Threat to Shareholder Protections in Transactions with Controlling Parties
ATTORNEY: GUSTAVO F. BRUCKNER
POMERANTZ MONITOR, JANUARY/FEBRUARY 2014
A recent Delaware Chancery Court decision, now on appeal before the Delaware Supreme Court, may dramatically lessen the customary safeguards for minority shareholders in controlling party transactions, such as going private mergers.
In M&F Worldwide(“MFW”), Chairman Ronald Perelman offered to acquire the remaining 57% of MFW common stock he did not already own. As part of his proposal, Perelman indicated that he expected that the “board of Directors will appoint a special committee of independent directors to consider [the] proposal and make a recommendation to the Board of Directors,” and also noted that the “transaction will be subject to a non-waivable condition requiring the approval of a majority of the shares of the Company not owned by M&F or its affiliates.”

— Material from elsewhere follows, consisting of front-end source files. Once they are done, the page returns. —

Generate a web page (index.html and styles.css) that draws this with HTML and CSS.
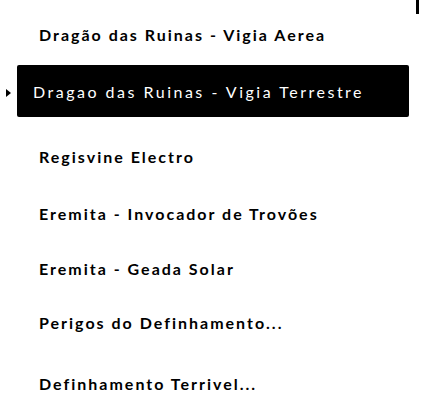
FILE: index.html
```html
<!DOCTYPE html>
<html lang="pt">
<head>
<meta charset="utf-8">
<link rel="stylesheet" href="styles.css">
</head>
<body>
<div class="panel">
  <div class="scroll-thumb"></div>
  <ul class="list">
    <li class="item item-a">Dragão das Ruinas - Vigia Aerea</li>
    <li class="item item-b selected"><span class="marker"></span>Dragao das Ruinas - Vigia Terrestre</li>
    <li class="item item-c">Regisvine Electro</li>
    <li class="item item-d">Eremita - Invocador de Trovões</li>
    <li class="item item-e">Eremita - Geada Solar</li>
    <li class="item item-f">Perigos do Definhamento...</li>
    <li class="item item-g">Definhamento Terrivel...</li>
  </ul>
</div>
</body>
</html>
```

FILE: styles.css
```css
html, body {
  margin: 0;
  padding: 0;
  background: #fff;
}

.panel {
  position: relative;
  width: 421px;
  height: 419px;
  overflow: hidden;
  font-family: Lato, "Open Sans", sans-serif;
  font-weight: 700;
  font-size: 16px;
  letter-spacing: 2px;
  color: #000;
}

.scroll-thumb {
  position: absolute;
  top: 0;
  left: 416px;
  width: 3px;
  height: 14px;
  background: #000;
}

.list {
  list-style: none;
  margin: 0;
  padding: 8px 0 0 17px;
  width: 392px;
  display: flex;
  flex-direction: column;
  gap: 2px;
}

.item {
  position: relative;
  height: 52px;
  display: flex;
  align-items: center;
  padding-left: 22px;
  border-radius: 2px;
  white-space: nowrap;
}

.item-b { margin-top: 3px; }
.item-c { margin-top: 11px; }
.item-d { margin-top: 3px; }
.item-e { margin-top: 1px; }
.item-g { margin-top: 7px; }

.selected {
  background: #000;
  color: #fff;
  font-weight: 400;
  letter-spacing: 2.5px;
  padding-left: 16px;
}

.marker {
  position: absolute;
  left: -11px;
  top: 24px;
  width: 0;
  height: 0;
  border-top: 4.5px solid transparent;
  border-bottom: 4.5px solid transparent;
  border-left: 5px solid #000;
}
```
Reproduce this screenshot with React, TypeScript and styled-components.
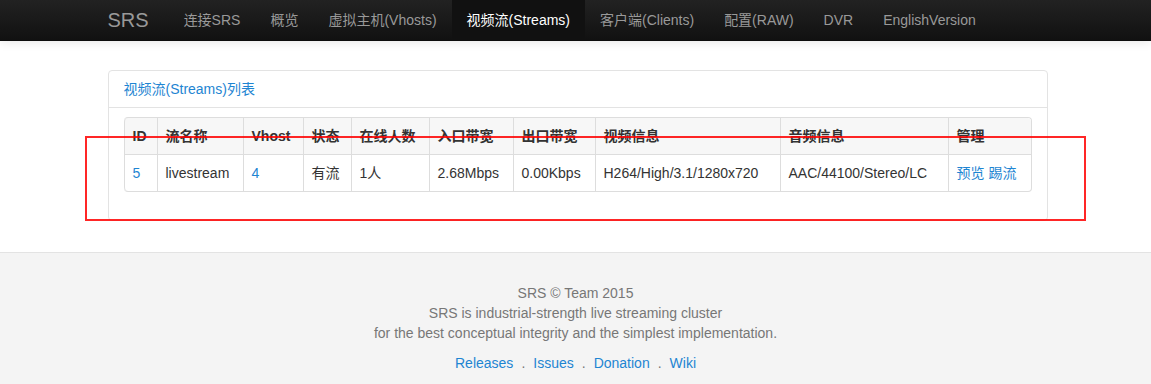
import React from "react";
import styled, { createGlobalStyle } from "styled-components";

const GlobalStyle = createGlobalStyle`
  html, body {
    margin: 0;
    padding: 0;
    background: #fff;
  }
  body {
    font-family: "Liberation Sans", Arial, "Noto Sans CJK SC", sans-serif;
    font-size: 14px;
    line-height: 20px;
    color: #333;
  }
`;

const Page = styled.div`
  position: relative;
  min-height: 384px;
  display: flex;
  flex-direction: column;
`;

const Container = styled.div`
  width: 940px;
  margin-left: calc(50% - 468px);
`;

const Navbar = styled.div`
  height: 40px;
  background-image: linear-gradient(to bottom, #222 0%, #111 100%);
  border-bottom: 1px solid #0d0d0d;
  box-shadow: 0 1px 10px rgba(0, 0, 0, 0.1);
`;

const NavInner = styled(Container)`
  display: flex;
  align-items: stretch;
  height: 40px;
`;

const Brand = styled.a`
  display: flex;
  align-items: center;
  margin-left: -20px;
  padding: 0 20px;
  font-size: 20px;
  font-weight: 200;
  color: #999;
  text-decoration: none;
`;

const NavItem = styled.a<{ $active?: boolean }>`
  display: flex;
  align-items: center;
  padding: 0 15px;
  color: ${(p) => (p.$active ? "#fff" : "#999")};
  background: ${(p) => (p.$active ? "#111" : "transparent")};
  text-decoration: none;
  white-space: nowrap;
`;

const Main = styled(Container)`
  padding-top: 29px;
  padding-bottom: 31px;
`;

const Panel = styled.div`
  border: 1px solid #e3e3e3;
  border-radius: 4px;
  background: #fff;
`;

const PanelHeading = styled.div`
  padding: 10px 15px;
  line-height: 16px;
  border-bottom: 1px solid #e3e3e3;
  color: #1e85d2;
`;

const PanelBody = styled.div`
  padding: 9px 15px 28px;
`;

const Table = styled.table`
  width: 907px;
  table-layout: fixed;
  border-collapse: separate;
  border-spacing: 0;
  border: 1px solid #ddd;
  border-left: 0;
  border-radius: 4px;
`;

const Th = styled.th`
  text-align: left;
  font-weight: bold;
  padding: 8px;
  line-height: 20px;
  background: #f7f7f7;
  border-left: 1px solid #ddd;
  white-space: nowrap;
  &:first-child { border-top-left-radius: 4px; }
  &:last-child { border-top-right-radius: 4px; }
`;

const Td = styled.td`
  padding: 8px;
  line-height: 20px;
  border-left: 1px solid #ddd;
  border-top: 1px solid #ddd;
  white-space: nowrap;
  &:first-child { border-bottom-left-radius: 4px; }
  &:last-child { border-bottom-right-radius: 4px; }
`;

const Link = styled.a`
  color: #1e85d2;
  text-decoration: none;
`;

const Footer = styled.div`
  flex: 1;
  background: #f4f4f4;
  border-top: 1px solid #e3e3e3;
  padding: 30px 0 10px;
  text-align: center;
  color: #777;
`;

const FooterText = styled.p`
  margin: 0 0 10px;
`;

const Dot = styled.span`
  color: #777;
  margin: 0 8px;
`;

const Highlight = styled.div`
  position: absolute;
  left: 85px;
  top: 136px;
  width: 997px;
  height: 81px;
  border: 2px solid rgba(255, 0, 0, 0.85);
  pointer-events: none;
`;

const columns = [
  { title: "ID", width: 33 },
  { title: "流名称", width: 86 },
  { title: "Vhost", width: 60 },
  { title: "状态", width: 48 },
  { title: "在线人数", width: 78 },
  { title: "入口带宽", width: 84 },
  { title: "出口带宽", width: 82 },
  { title: "视频信息", width: 185 },
  { title: "音频信息", width: 168 },
  { title: "管理", width: 83 },
];

const navItems = [
  "连接SRS",
  "概览",
  "虚拟主机(Vhosts)",
  "视频流(Streams)",
  "客户端(Clients)",
  "配置(RAW)",
  "DVR",
  "EnglishVersion",
];

const App: React.FC = () => {
  return (
    <Page>
      <GlobalStyle />
      <Navbar>
        <NavInner>
          <Brand>SRS</Brand>
          {navItems.map((item) => (
            <NavItem key={item} $active={item === "视频流(Streams)"}>
              {item}
            </NavItem>
          ))}
        </NavInner>
      </Navbar>

      <Main>
        <Panel>
          <PanelHeading>视频流(Streams)列表</PanelHeading>
          <PanelBody>
            <Table>
              <colgroup>
                {columns.map((c) => (
                  <col key={c.title} style={{ width: c.width }} />
                ))}
              </colgroup>
              <thead>
                <tr>
                  {columns.map((c) => (
                    <Th key={c.title}>{c.title}</Th>
                  ))}
                </tr>
              </thead>
              <tbody>
                <tr>
                  <Td><Link>5</Link></Td>
                  <Td>livestream</Td>
                  <Td><Link>4</Link></Td>
                  <Td>有流</Td>
                  <Td>1人</Td>
                  <Td>2.68Mbps</Td>
                  <Td>0.00Kbps</Td>
                  <Td>H264/High/3.1/1280x720</Td>
                  <Td>AAC/44100/Stereo/LC</Td>
                  <Td>
                    <Link>预览</Link> <Link>踢流</Link>
                  </Td>
                </tr>
              </tbody>
            </Table>
          </PanelBody>
        </Panel>
      </Main>

      <Footer>
        <FooterText>
          SRS © Team 2015
          <br />
          SRS is industrial-strength live streaming cluster
          <br />
          for the best conceptual integrity and the simplest implementation.
        </FooterText>
        <FooterText>
          <Link>Releases</Link>
          <Dot>.</Dot>
          <Link>Issues</Link>
          <Dot>.</Dot>
          <Link>Donation</Link>
          <Dot>.</Dot>
          <Link>Wiki</Link>
        </FooterText>
      </Footer>

      <Highlight />
    </Page>
  );
};

export default App;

Controlling shareholder transactions normally trigger the enhanced “entire fairness” standard of judicial review. This enhanced standard places a burden on the corporate board, and the controlling shareholder, to demonstrate that the transaction is inherently fair to the shareholders, by both demonstrating fair dealing and fair price. This is a very difficult standard for the company to meet.
However, Delaware courts have held that the burden of proof on the issue of “entire fairness” can be shifted to the plaintiff challenger if the transaction has been approved either by an independent special committee of directors or by a positive vote of a majority of the minority shareholders. Independent committee and “majority of the minority” provisions are an attempt to assure that the company and its shareholders can exercise independent judgment in deciding to accept or reject the transaction. Although shifting of the burden of proof creates a higher hurdle for minority shareholders to surmount, it is not an impossible one, because the ultimate inquiry remains the same: the “entire fairness” of the transaction.
Critically, even if these devices are used, Delaware courts have consistently held, up to now, that the business judgment rule does not protect the transaction. That rule, which protects most ordinary business decisions from shareholder challenge, is almost impossible for shareholders to overcome, because it provides that in making a business decision the directors of a corporation are presumed to have “acted on an informed basis, in good faith and in the honest belief that the action taken was in the best interests of the company.”
In his decision, Chancellor Strine (who was just nominated to become the next Chief Justice of the Delaware Supreme Court), ruled that where a transaction with a controlling person is conditioned on both negotiation and approval by an independent, special committee and a fully-informed, un-coerced vote of the majority of the minority, the proper standard of review is that of business judgment. According to Chancellor Strine, because Perelman conditioned the deal on implementation of procedural protections that essentially neutralized his controlling influence, the transaction is no different from routine corporate transactions in which the deferential business judgment standard is applicable.
At oral argument, the Supreme Court seemed interested in the policy arguments both for accepting and rejecting the Chancellor’s reasoning. Chancellor Strine’s ruling, if adopted by the Supreme Court, could provide a roadmap for corporate boards to forestall litigation on even the most one-sided controlling shareholder transactions. Though too early to predict fully the repercussions of such a ruling, there is fear that institutional investors will use the power of the purse to reduce their holdings in controlled corporations over time, if their assets lose the valuable protections they are currently afforded.